GOAL - Records follow. Pull out every line that contains "styled".

▼▼▼

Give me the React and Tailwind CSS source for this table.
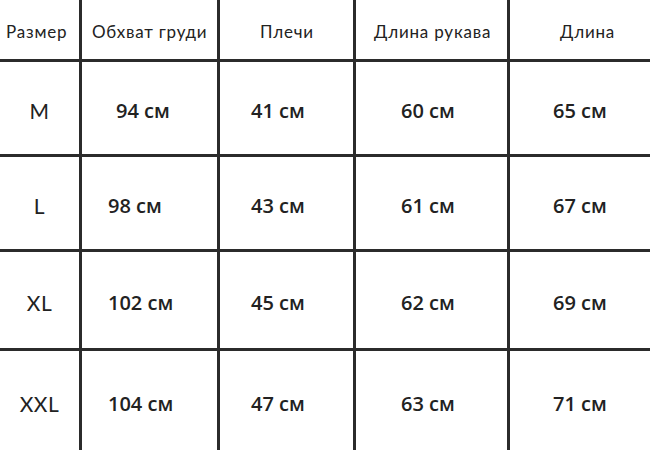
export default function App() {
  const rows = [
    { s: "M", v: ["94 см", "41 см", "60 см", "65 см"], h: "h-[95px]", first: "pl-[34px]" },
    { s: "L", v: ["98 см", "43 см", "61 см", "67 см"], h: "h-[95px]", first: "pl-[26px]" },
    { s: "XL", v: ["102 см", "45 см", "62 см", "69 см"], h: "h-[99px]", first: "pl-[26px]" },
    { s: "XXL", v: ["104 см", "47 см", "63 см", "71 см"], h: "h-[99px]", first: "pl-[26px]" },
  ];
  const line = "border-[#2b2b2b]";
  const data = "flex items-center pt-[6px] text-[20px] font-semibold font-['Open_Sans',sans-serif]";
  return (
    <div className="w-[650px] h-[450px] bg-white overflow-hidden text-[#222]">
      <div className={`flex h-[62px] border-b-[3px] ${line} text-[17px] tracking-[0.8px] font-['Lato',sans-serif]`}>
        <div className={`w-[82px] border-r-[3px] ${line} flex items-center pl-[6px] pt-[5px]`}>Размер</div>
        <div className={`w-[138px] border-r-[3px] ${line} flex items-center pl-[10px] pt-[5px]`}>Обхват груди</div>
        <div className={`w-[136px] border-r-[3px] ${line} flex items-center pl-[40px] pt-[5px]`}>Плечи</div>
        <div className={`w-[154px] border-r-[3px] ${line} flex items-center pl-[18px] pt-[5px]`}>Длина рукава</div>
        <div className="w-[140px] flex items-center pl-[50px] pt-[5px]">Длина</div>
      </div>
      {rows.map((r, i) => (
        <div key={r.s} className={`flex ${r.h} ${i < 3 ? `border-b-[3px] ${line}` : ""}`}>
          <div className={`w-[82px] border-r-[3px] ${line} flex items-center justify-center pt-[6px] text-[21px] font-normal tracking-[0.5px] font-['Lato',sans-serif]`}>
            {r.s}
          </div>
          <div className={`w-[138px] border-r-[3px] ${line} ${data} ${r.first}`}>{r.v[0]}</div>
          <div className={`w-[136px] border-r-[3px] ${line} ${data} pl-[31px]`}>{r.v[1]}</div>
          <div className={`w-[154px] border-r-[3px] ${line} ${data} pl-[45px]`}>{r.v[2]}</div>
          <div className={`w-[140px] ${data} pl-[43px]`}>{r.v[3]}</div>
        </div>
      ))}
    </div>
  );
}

▲▲▲
▼▼▼

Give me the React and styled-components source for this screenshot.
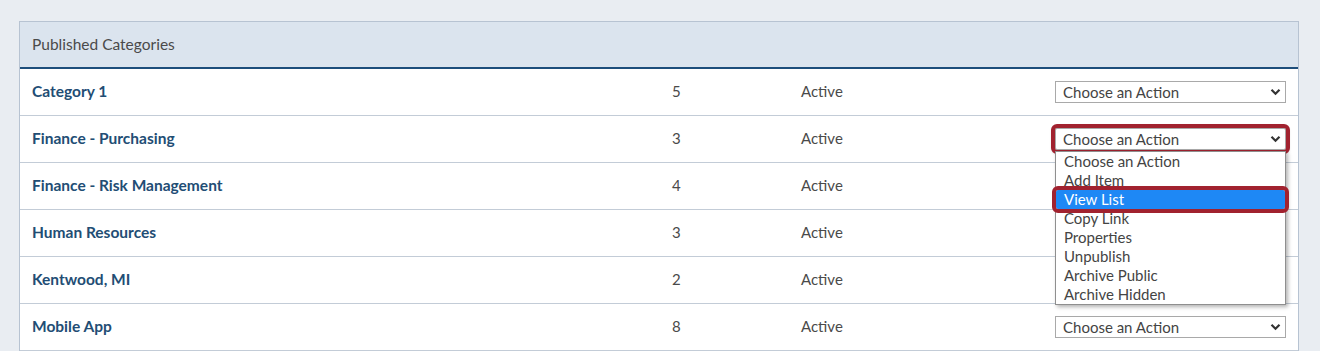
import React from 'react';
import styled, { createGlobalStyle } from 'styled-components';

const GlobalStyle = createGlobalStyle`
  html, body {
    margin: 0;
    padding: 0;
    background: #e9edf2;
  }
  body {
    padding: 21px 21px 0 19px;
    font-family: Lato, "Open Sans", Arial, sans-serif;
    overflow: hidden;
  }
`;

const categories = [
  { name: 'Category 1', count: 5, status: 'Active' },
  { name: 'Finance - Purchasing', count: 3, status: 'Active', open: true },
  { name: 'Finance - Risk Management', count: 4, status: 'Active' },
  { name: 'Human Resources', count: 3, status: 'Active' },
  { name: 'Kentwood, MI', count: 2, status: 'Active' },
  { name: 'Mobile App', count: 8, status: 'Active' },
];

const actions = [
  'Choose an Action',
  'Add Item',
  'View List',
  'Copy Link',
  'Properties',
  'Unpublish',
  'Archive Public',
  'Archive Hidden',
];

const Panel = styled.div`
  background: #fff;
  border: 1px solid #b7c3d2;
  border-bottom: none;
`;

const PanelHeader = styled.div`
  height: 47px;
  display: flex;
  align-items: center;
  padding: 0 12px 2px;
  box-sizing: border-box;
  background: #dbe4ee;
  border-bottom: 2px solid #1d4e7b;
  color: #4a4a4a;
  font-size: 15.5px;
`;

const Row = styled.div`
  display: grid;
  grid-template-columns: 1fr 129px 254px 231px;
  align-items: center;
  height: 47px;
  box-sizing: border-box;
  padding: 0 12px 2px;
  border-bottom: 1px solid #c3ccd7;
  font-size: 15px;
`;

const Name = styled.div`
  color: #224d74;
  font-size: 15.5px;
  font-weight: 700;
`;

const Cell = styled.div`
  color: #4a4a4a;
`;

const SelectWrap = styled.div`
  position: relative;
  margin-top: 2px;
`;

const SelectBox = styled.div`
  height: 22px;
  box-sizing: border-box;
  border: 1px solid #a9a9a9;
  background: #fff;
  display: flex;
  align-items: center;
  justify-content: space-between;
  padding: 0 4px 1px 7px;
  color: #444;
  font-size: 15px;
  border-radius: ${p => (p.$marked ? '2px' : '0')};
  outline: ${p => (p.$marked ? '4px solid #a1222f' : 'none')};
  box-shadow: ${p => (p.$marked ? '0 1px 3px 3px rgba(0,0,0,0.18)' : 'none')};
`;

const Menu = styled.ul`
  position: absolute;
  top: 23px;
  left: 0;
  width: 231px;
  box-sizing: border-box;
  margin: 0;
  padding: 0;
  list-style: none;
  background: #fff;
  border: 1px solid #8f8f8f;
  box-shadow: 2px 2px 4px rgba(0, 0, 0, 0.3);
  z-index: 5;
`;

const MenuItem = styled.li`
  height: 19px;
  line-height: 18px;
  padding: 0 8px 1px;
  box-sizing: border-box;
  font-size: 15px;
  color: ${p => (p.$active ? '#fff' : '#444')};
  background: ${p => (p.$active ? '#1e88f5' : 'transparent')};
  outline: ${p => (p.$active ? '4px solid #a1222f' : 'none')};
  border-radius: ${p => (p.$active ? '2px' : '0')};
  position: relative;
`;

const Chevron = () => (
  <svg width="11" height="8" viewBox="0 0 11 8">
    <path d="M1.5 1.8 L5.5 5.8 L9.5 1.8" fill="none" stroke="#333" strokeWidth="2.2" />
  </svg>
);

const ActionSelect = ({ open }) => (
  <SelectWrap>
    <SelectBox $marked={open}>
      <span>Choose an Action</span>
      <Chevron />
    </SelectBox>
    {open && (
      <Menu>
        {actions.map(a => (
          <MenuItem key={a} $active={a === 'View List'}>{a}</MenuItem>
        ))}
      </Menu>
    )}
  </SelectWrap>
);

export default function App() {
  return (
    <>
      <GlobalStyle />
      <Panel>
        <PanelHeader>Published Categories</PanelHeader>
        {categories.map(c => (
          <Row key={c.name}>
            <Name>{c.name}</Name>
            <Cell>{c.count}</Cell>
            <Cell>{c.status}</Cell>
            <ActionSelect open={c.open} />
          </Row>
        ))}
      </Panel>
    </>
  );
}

▲▲▲
▼▼▼

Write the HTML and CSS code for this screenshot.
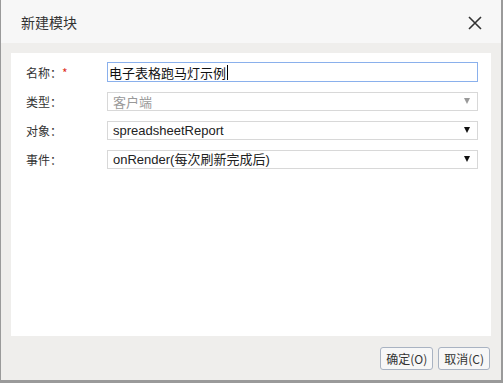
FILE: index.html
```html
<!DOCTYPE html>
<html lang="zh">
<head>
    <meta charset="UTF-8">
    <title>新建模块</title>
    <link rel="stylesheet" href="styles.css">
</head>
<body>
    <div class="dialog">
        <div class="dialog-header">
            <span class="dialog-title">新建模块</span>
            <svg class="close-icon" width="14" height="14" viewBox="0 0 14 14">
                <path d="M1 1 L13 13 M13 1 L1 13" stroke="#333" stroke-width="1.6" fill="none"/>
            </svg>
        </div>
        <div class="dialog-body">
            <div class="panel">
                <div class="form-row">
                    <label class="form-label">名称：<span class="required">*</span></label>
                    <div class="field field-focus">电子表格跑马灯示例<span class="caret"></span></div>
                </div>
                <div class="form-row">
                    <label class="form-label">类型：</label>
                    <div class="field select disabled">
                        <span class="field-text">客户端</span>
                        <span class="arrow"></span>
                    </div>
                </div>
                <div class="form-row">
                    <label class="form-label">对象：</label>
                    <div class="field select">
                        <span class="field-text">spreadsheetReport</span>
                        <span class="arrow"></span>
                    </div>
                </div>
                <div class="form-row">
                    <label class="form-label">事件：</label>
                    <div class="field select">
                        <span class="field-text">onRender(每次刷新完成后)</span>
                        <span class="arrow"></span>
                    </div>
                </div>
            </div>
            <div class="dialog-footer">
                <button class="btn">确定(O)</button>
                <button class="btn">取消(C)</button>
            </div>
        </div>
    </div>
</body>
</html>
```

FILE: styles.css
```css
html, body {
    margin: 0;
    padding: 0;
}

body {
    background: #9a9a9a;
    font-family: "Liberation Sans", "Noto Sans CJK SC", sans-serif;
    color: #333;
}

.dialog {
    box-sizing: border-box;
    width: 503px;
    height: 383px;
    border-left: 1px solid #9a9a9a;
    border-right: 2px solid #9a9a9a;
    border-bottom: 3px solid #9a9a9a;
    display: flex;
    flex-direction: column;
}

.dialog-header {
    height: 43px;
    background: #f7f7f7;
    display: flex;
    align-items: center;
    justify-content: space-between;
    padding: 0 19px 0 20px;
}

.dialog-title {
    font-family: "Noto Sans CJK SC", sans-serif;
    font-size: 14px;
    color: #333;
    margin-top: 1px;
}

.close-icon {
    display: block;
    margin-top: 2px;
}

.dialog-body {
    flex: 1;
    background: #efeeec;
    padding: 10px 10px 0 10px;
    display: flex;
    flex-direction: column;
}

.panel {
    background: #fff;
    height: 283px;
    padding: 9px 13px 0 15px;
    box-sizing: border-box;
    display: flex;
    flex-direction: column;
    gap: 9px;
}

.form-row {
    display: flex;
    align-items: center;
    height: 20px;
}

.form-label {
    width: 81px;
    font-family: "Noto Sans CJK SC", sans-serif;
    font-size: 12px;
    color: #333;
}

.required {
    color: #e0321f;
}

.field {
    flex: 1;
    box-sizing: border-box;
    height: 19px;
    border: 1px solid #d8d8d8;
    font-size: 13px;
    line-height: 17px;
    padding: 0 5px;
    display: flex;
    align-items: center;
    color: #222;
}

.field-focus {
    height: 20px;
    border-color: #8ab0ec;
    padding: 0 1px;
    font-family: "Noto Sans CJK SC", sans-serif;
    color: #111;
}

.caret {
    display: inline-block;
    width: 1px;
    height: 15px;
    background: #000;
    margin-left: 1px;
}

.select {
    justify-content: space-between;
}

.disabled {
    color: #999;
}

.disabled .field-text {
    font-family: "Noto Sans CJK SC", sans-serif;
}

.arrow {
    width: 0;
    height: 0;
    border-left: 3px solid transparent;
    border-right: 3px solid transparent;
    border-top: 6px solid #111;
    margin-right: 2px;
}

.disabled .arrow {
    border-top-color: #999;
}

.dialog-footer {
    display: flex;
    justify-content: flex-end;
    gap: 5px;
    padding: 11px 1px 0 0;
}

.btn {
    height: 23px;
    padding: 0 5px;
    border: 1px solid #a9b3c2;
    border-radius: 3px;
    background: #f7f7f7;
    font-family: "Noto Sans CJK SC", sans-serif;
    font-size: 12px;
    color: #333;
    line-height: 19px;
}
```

▲▲▲

FULL OUTPUT -
Give me the React and styled-components source for this screenshot.
import styled, { createGlobalStyle } from 'styled-components';
const Panel = styled.div`
const PanelHeader = styled.div`
const Row = styled.div`
const Name = styled.div`
const Cell = styled.div`
const SelectWrap = styled.div`
const SelectBox = styled.div`
const Menu = styled.ul`
const MenuItem = styled.li`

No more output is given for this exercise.